Die bronzenen Buchstaben aus Helmut Heißenbüttels Collage bilden zwei der Wände von Volker Langs dreieckigem Bau. Die eine Wand ist von außen, die andere von innen lesbar. Durch einen Spalt gelangen die Besucher in den Innenraum.
Volker Lang: "Ich möchte ja, dass die Leute hineingehen in meine Arbeit. Und dann drin sind. Und dann lesen sie den Text und entscheiden das, entscheiden das viel stärker, mit was sie sich auseinandersetzen. Ich wollte da schon ein bisschen was erzwingen. Wenn man darüber lesen will, muss man in meine Arbeit gehen. Und dann setzt man sich automatisch mit den Deserteuren auseinander."
Und zusätzlich zu den schriftgewordenen Wänden sind Heißenbüttels Texte auch über im Denkmal installierte Lautsprecher als Hörstück abspielbar. In seinem Atelier beugt sich Volker Lang über das Modell seines Entwurfs. Eine kleine weiße Plastikfigur steht schon davor. Eine erste Besucherin.
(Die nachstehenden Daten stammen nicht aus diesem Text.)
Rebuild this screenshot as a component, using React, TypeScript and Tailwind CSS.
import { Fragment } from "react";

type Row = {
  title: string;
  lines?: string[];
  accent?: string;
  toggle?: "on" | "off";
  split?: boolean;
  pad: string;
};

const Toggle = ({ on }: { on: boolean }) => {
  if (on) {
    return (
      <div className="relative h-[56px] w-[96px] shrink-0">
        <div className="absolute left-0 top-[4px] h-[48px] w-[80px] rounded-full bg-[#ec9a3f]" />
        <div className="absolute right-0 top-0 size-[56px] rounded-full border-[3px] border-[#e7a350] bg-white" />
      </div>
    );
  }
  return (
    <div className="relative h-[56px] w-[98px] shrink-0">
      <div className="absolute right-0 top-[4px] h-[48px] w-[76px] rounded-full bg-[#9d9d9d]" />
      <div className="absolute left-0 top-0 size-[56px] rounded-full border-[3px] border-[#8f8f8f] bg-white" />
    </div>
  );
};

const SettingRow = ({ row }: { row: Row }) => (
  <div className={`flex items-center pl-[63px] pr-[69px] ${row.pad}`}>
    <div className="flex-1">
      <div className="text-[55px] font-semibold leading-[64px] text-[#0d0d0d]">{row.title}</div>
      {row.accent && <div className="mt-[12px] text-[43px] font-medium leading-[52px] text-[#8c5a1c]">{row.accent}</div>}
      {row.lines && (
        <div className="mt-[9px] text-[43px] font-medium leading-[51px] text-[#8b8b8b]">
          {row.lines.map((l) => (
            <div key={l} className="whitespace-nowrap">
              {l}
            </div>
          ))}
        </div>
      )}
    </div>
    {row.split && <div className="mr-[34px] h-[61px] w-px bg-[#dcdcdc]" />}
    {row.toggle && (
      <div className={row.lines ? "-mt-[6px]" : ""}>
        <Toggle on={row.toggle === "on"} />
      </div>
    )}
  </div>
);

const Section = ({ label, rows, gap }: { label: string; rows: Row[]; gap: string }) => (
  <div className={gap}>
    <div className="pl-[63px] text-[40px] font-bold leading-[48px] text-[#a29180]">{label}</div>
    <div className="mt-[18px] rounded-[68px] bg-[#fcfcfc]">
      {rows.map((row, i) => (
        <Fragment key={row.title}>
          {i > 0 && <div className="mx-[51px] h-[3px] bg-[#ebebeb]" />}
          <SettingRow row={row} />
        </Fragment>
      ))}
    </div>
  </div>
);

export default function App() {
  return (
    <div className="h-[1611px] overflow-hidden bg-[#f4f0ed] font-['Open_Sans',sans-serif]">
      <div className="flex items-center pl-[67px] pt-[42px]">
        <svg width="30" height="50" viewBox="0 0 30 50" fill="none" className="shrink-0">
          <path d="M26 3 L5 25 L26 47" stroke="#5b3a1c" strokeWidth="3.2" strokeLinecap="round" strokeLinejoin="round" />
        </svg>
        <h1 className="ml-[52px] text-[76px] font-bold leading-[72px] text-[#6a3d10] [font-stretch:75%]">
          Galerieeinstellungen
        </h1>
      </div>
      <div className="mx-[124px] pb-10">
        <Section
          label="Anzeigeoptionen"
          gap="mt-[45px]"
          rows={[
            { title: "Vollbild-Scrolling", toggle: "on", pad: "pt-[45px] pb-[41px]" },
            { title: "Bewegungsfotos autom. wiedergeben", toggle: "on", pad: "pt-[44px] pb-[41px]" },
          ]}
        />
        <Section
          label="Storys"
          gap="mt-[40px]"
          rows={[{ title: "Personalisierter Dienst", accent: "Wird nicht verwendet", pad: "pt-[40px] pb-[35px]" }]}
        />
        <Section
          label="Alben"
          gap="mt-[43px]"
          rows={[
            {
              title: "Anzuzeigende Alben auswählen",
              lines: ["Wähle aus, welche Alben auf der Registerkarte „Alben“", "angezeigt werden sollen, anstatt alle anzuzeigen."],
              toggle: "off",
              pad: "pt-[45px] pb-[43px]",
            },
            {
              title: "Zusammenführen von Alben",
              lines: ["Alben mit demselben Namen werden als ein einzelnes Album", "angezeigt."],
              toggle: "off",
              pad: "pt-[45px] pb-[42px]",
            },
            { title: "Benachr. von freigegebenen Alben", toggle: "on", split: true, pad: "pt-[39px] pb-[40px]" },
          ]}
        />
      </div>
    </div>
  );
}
Nicht alle werden begeistert sein vom neuen Denkmal, fürchtet Lang. Aber es könnte die Wunden heilen, die die jahrzehntelangen Debatten um die schon existierenden Mahnmale, die Antipoden am Dammtor-Bahnhof hinterlassen haben:
"Es hat schon etwas Heilendes. Es gibt ja auch wieder das Bewusstsein einer Zivilgesellschaft, dass man in der Lage ist, diesem Thema sich öffentlich zu stellen, in der Öffentlichkeit zu stellen. Und es gibt bestimmt eine Menge Widersacher oder Aggressionen darauf. Aber allein, dass man in der Lage ist, einen Senatsbeschluss zu fassen – einstimmig! – der so etwas genehmigt, das ist schon eine Entwicklung.
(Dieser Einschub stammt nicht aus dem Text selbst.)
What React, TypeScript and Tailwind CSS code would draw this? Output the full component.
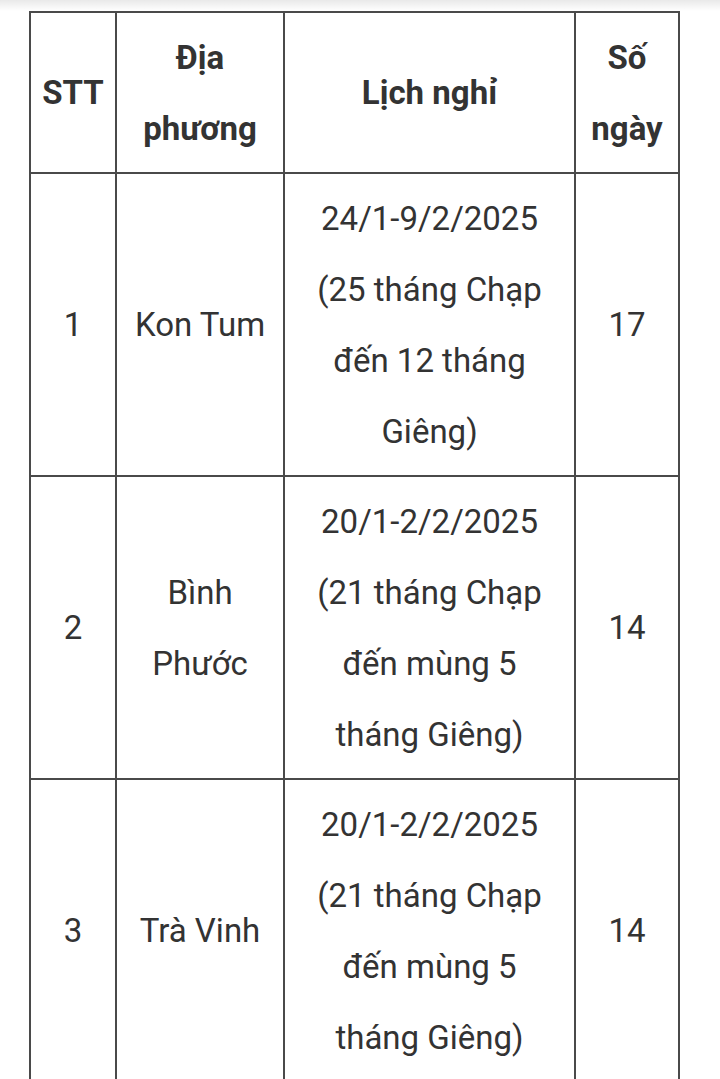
const rows = [
  {
    stt: '1',
    place: ['Kon Tum'],
    schedule: ['24/1-9/2/2025', '(25 tháng Chạp', 'đến 12 tháng', 'Giêng)'],
    days: '17',
  },
  {
    stt: '2',
    place: ['Bình', 'Phước'],
    schedule: ['20/1-2/2/2025', '(21 tháng Chạp', 'đến mùng 5', 'tháng Giêng)'],
    days: '14',
  },
  {
    stt: '3',
    place: ['Trà Vinh'],
    schedule: ['20/1-2/2/2025', '(21 tháng Chạp', 'đến mùng 5', 'tháng Giêng)'],
    days: '14',
  },
]

function Lines({ items }: { items: string[] }) {
  return (
    <>
      {items.map((line) => (
        <div key={line} className="whitespace-nowrap">
          {line}
        </div>
      ))}
    </>
  )
}

export default function App() {
  const cell = 'border-2 border-[#4a4a4a] px-2 py-[8.5px] text-center align-middle'

  return (
    <div
      className="w-[720px] h-[1079px] overflow-hidden bg-white text-[#333333]"
      style={{ fontFamily: 'Roboto, "Noto Sans", sans-serif' }}
    >
      <div className="h-[11px] bg-gradient-to-b from-[#e9e9e9] to-white" />
      <div className="pl-[29px]">
        <table className="table-fixed border-collapse text-[33px] leading-[71px]">
          <colgroup>
            <col className="w-[86px]" />
            <col className="w-[168px]" />
            <col className="w-[291px]" />
            <col className="w-[104px]" />
          </colgroup>
          <thead>
            <tr className="font-bold">
              <th className={cell}>STT</th>
              <th className={cell}>
                <Lines items={['Địa', 'phương']} />
              </th>
              <th className={cell}>Lịch nghỉ</th>
              <th className={cell}>
                <Lines items={['Số', 'ngày']} />
              </th>
            </tr>
          </thead>
          <tbody>
            {rows.map((row) => (
              <tr key={row.stt}>
                <td className={cell}>{row.stt}</td>
                <td className={cell}>
                  <Lines items={row.place} />
                </td>
                <td className={cell}>
                  <Lines items={row.schedule} />
                </td>
                <td className={cell}>{row.days}</td>
              </tr>
            ))}
          </tbody>
        </table>
      </div>
    </div>
  )
}
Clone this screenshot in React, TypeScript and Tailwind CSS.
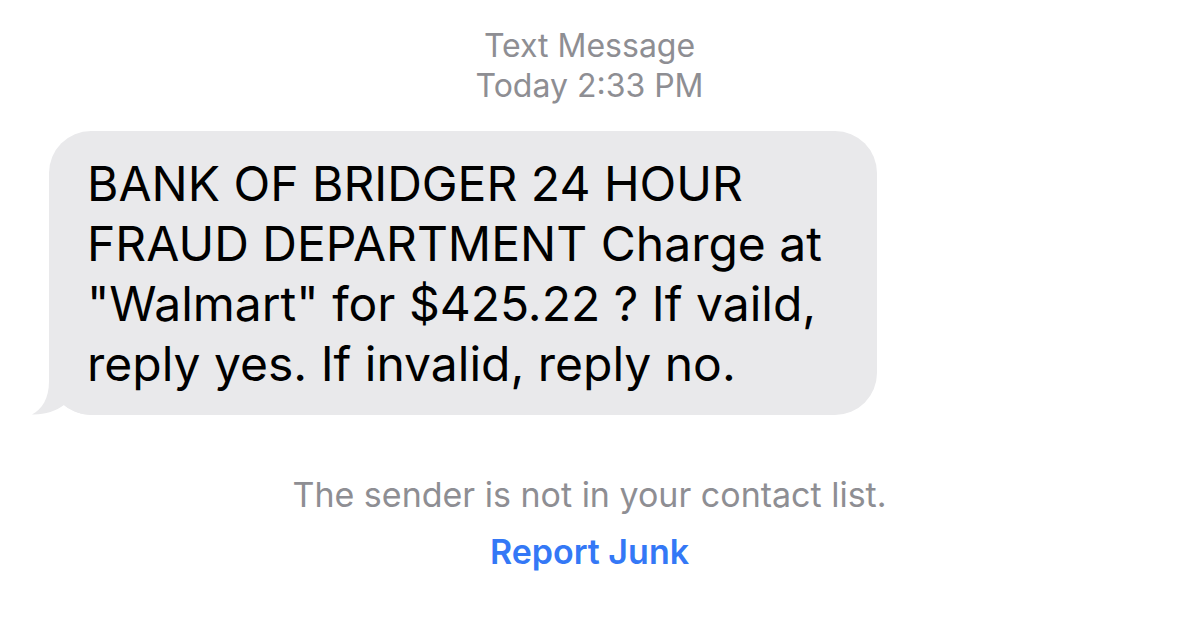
export default function App() {
  const font = { fontFamily: "Inter, 'Liberation Sans', sans-serif" }
  return (
    <div className="w-[1179px] h-[636px] bg-white flex flex-col" style={font}>
      {/* Header */}
      <div className="flex flex-col items-center pt-[26px] text-[#8e8e93] text-[32px] leading-[40px]">
        <span>Text Message</span>
        <span>Today 2:33 PM</span>
      </div>

      {/* Bubble */}
      <div className="pl-[49px] pt-[25px]">
        <div className="relative w-[828px] bg-[#e9e9eb] rounded-[42px] pl-[38px] pt-[23px] pb-[21px] text-black text-[48px] leading-[60px]">
          <svg className="absolute left-[-17px] bottom-0" width="60" height="44" viewBox="0 0 60 44">
            <path d="M17 0 L17 10 C17 28 10 38 0 43.5 C12 44 24 40 32 34 C40 40 50 44 60 44 L60 0 Z" fill="#e9e9eb" />
          </svg>
          <div className="relative">
            <div>BANK OF BRIDGER 24 HOUR</div>
            <div>FRAUD DEPARTMENT Charge at</div>
            <div>"Walmart" for $425.22 ? If vaild,</div>
            <div>reply yes. If invalid, reply no.</div>
          </div>
        </div>
      </div>

      {/* Footer */}
      <div className="flex flex-col items-center pt-[60px] text-[34px]">
        <span className="text-[#8e8e93] leading-[40px]">The sender is not in your contact list.</span>
        <span className="text-[#3478f6] font-semibold leading-[40px] mt-[17px]">Report Junk</span>
      </div>
    </div>
  )
}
Und diese Entwicklung, so Volker Lang, wäre undenkbar ohne die jahrzehntelange Arbeit der einst zum Tode verurteilten und mit dem Leben davongekommenen Wehrmachtsdeserteure. Von Menschen wie dem 92-jährigen Ludwig Baumann. Von ihm ging die Initiative für das Hamburger Denkmal für die Deserteure aus. Im nächsten Jahr soll es eingeweiht werden. 73 Jahre, nachdem Ludwig Baumanns aus der Wehrmacht desertierte.